SQL Server has worked out that there are two possible values in the StatusId column and it’s parametrised the query based on either of those values. If we update another 100 rows to have a third StatusId will we see the estimated number of rows changes.
UPDATE TOP (100) dbo.Test SET StatusId = 3 WHERE StatusId = 1; GO UPDATE STATISTICS dbo.Test; GO SELECT * FROM dbo.Test WHERE StatusId = 1; GO DECLARE @StatusId INT = 1; SELECT * FROM dbo.Test WHERE StatusId = @StatusId; GO
As this is a simple SELECT from one table SQL Server has parametrised the query which can be seen in the execution plan. Notice the SELECT statement near the top has StatusId = @1.
This means that SQL Server will use the same execution plan if the query remains the same but with a different value for the StatusId. So if we change the query to return the 100 rows that are at StatusId = 2 the estimated number of rows is bad for each query.
SELECT * FROM dbo.Test WHERE StatusId = 2; GO DECLARE @StatusId INT = 2; SELECT * FROM dbo.Test WHERE StatusId = @StatusId; GO
For the first query we have the following:
This is only because SQL Server parametrised the query and used the same plan for StatusId = 1 and StatusId = 2 but there are lots of restrictions that stop SQL Server doing this by default. For example we can add another table that contains the status and create a foreign key to our first table as follows.
CREATE TABLE dbo.Status ( Id INT IDENTITY(1,1) NOT NULL PRIMARY KEY, StatusDescription VARCHAR(100) NOT NULL ); GO INSERT INTO dbo.Status (StatusDescription) VALUES ('Queue'), ('Pickup'), ('Process'); GO ALTER TABLE dbo.Test ADD CONSTRAINT FK_Test_StatusId FOREIGN KEY (StatusId) REFERENCES dbo.Status (Id); GO
Using a JOIN prevent SQL Server from parametrising the query so we can run the following queries, one without using a parameter and one using a parameter.
SELECT * FROM dbo.Test T INNER JOIN dbo.Status S ON S.Id = T.StatusId WHERE S.Id = 2; GO DECLARE @StatusId INT = 2; SELECT * FROM dbo.Test T INNER JOIN dbo.Status S ON S.Id = T.StatusId WHERE S.Id = @StatusId; GO
We can see that both queries return the same 100 rows. If we look at the execution plans we can see they are very different. We can also see that the first query has not been parametrised and the plan contains the actual value of 2.

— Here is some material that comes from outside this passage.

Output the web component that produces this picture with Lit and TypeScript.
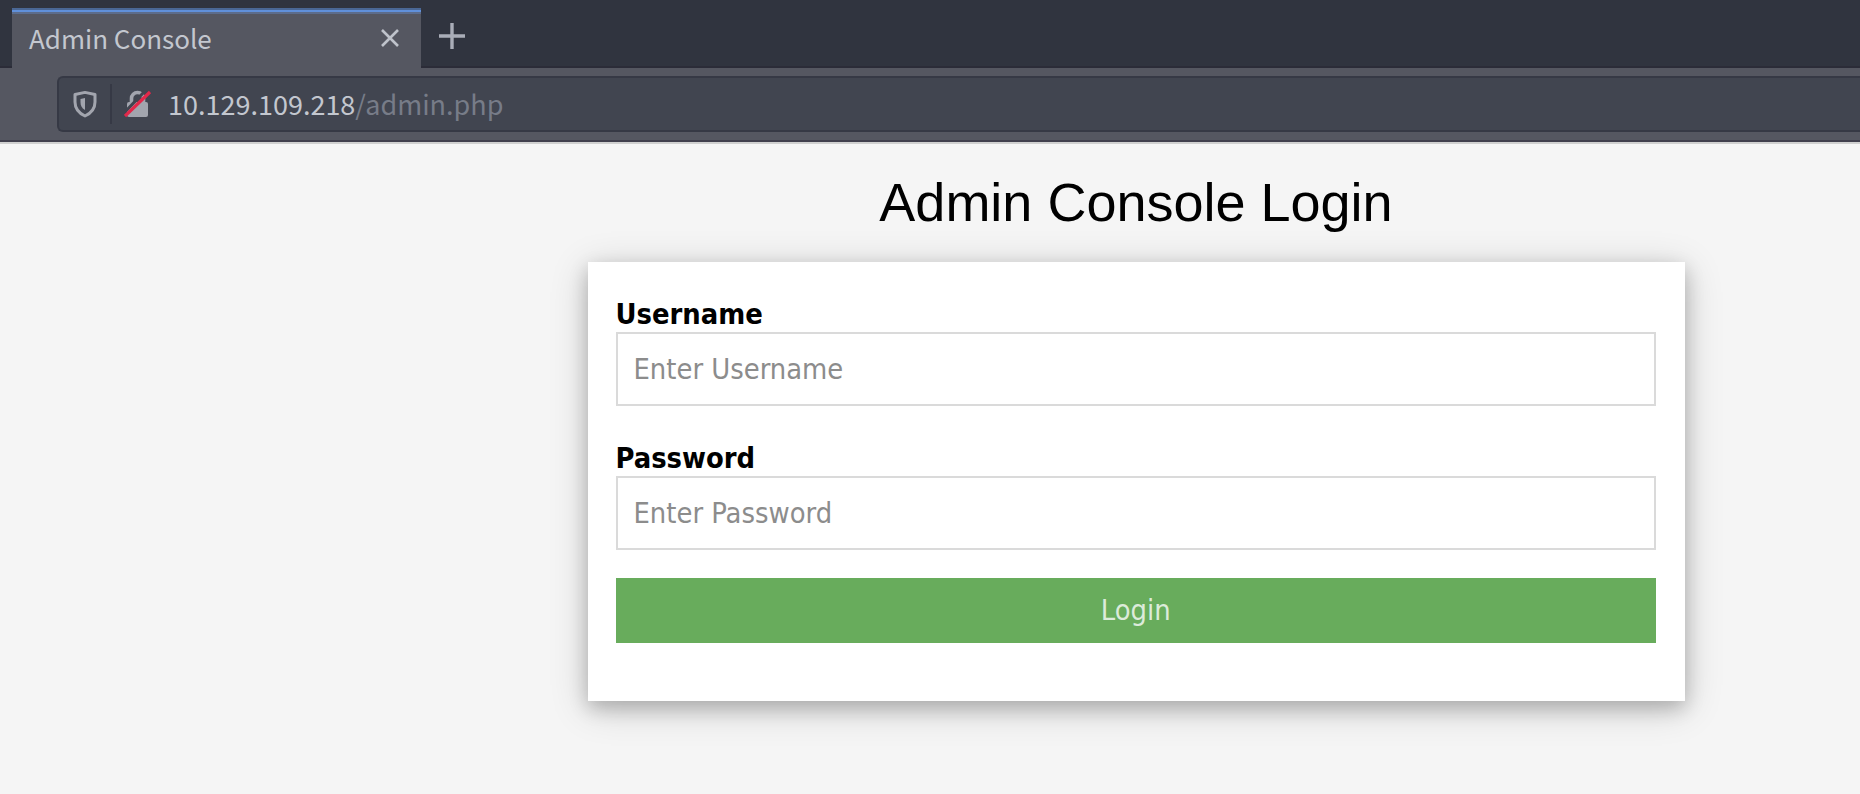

If we check the estimated and actual rows in the first execution plan we can see that the index seek and key lookup both have 100 for both values. The estimated number of rows for the clustered index scan is still 33333.33 which is the number of rows divided by the number of distinct values in those rows.
Each situation will be different but in most cases it looks like it is not a good idea to use a descriptive static variable in your code instead of using a hard coded value, i.e. one where the value of the parameter is always going to be the same. SQL Server doesn’t know that the value in the variable is going to be the same every time and generates an execution plan based on all possible values.